Friday, 10 November 2006

Colic เด็กเห็นผ (2006)

Even Junior knows this movie should be pulped, juiced, and tossed out

Perhaps we have Thaksin to thank for Thailand’s economic boom in the recent years. With the frequent pump-priming of the Thai economy, it was inevitable that the film industry would find a way to get its hands on the excess liquidity circulating in the country. This is my way of saying that perhaps we have Thaksin to blame for the avalanche of ill-conceived Thai horror films in our cinemas, often as a part of an international trilogy (Three, Black Night), or as stupidly offensive and disrespectful movies that have caused diplomatic incidents and complaints from foreign ambassadors (Ghost Game, Lucky Losers). For the uninitiated, it’s like making an Auschwitz Holocaust Zombie Chainsaw Massacre or a soccer movie calling the Malaysians the worst football team in the world. Meanwhile, groundbreaking and superior storytellers like Pen-Ek Ratanaruang (Invisible Waves, Last Life in the Universe) and Wisit Sasanatieng (Citizen Dog) are forced to sit out the "Thai film revival" in their day jobs with advertising agencies because Thai audiences prefer cheap horror movies and comedies – even if they are badly made. I weep for Thai audiences, the two great young directors of Thai film, and for Singaporean audiences, who are subjected to imported Thai box-office hits that lack the quality to justify a cinema outing to overseas audiences.

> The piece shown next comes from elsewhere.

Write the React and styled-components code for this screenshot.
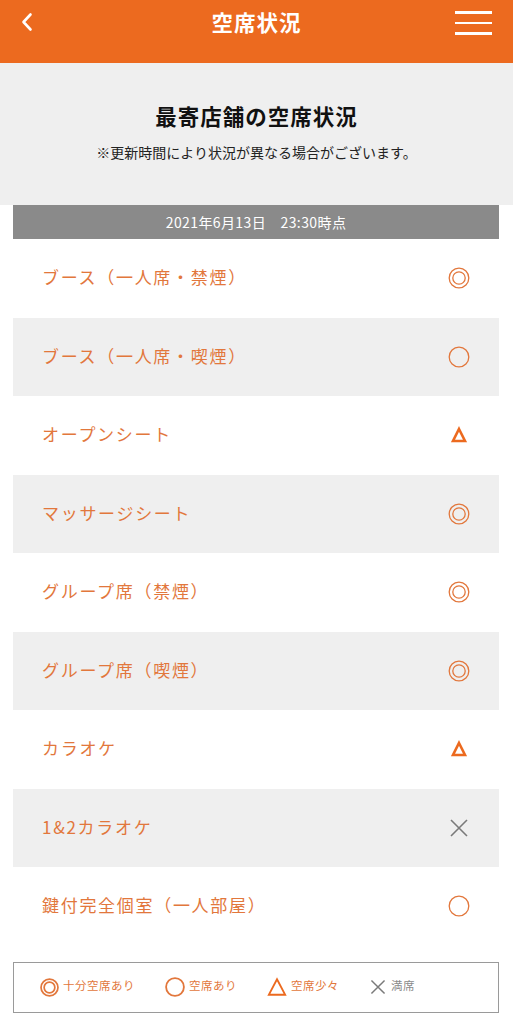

This is, of course, a roundabout way of saying that Colic is one of those films. A less direct way would be to mention that Patchanon Thumjira is a first time director whose previous experience in the film industry consisted of designing posters and trailers for local films. He has one bright idea that might serve as an interesting premise for a horror film: babies with colic (a disorder marked by incessant crying) behave that way because they are tormented by apparitions and spirits they have sinned against in their previous life. One could imagine that if the film industry had no access to easy funds, or if Thai audiences were more discriminating, the director would have taken more time and enough to write a better script, edit his movie more professionally, or just thought through the idea more thoroughly.

What you get, then, is a horror movie that is badly mis-timed, where sound cues (you know, spooky music, lots of gamelans, shrieky synths...) do not match what you see on the screen. You will, like me, feel like running out of the cinema (not in horror, but in despair!) by the first half hour, where static shots are accompanied by the horror music cues that seem to suggest something IS happening when you know nothing is happening; horror music cues come in seconds after a fake scare has been executed, and the music cue lingers unbearably after the scare has been revealed as a fake. You will scratch your head over an infamous dream sequence that gave the movie its poster – although effective, it has nothing to do with the theme of the horror movie you are watching.

You will want to run out of the cinema when you realise that the movie has so many loose ends and side-plots that pop out of nowhere and disappear into nowhere just as quickly. Case in point: cursed baby’s mother receives a phone call from a mysterious lady for hubby when he is (supposedly) out doing overtime work. The phone call and the lady are never mentioned again, even though clearly the couple are supposed to be estranged due to the stress of baby’s condition. And of course, the couple are estranged one minute and fine the next. Someone clearly threw out a huge portion of film stock on the editing room floor and forgot to tidy the mess or do a clean job of the pruning.

More evidence of either a butchered film or a poorly written film: Baby’s mom proclaims that every time baby breaks out into a crying spell, he saves the family from a disaster. That clearly isn’t shown in the movie - at that point, parents and caregivers see strange apparitions whenever baby cries. People DIE whenever baby cries.

And what is Thai cinema without its strange insistence on stupidly offending people across the board? If you believe the director, babies with colic may end up retarded and autistic, and have to be interned in a mental institution and put in straitjackets. I vote for the director, his scriptwriter, editor, and the producers of this movie to be put in straitjackets and detained in mental institutions for their worse than amateurish effort to produce a horror film.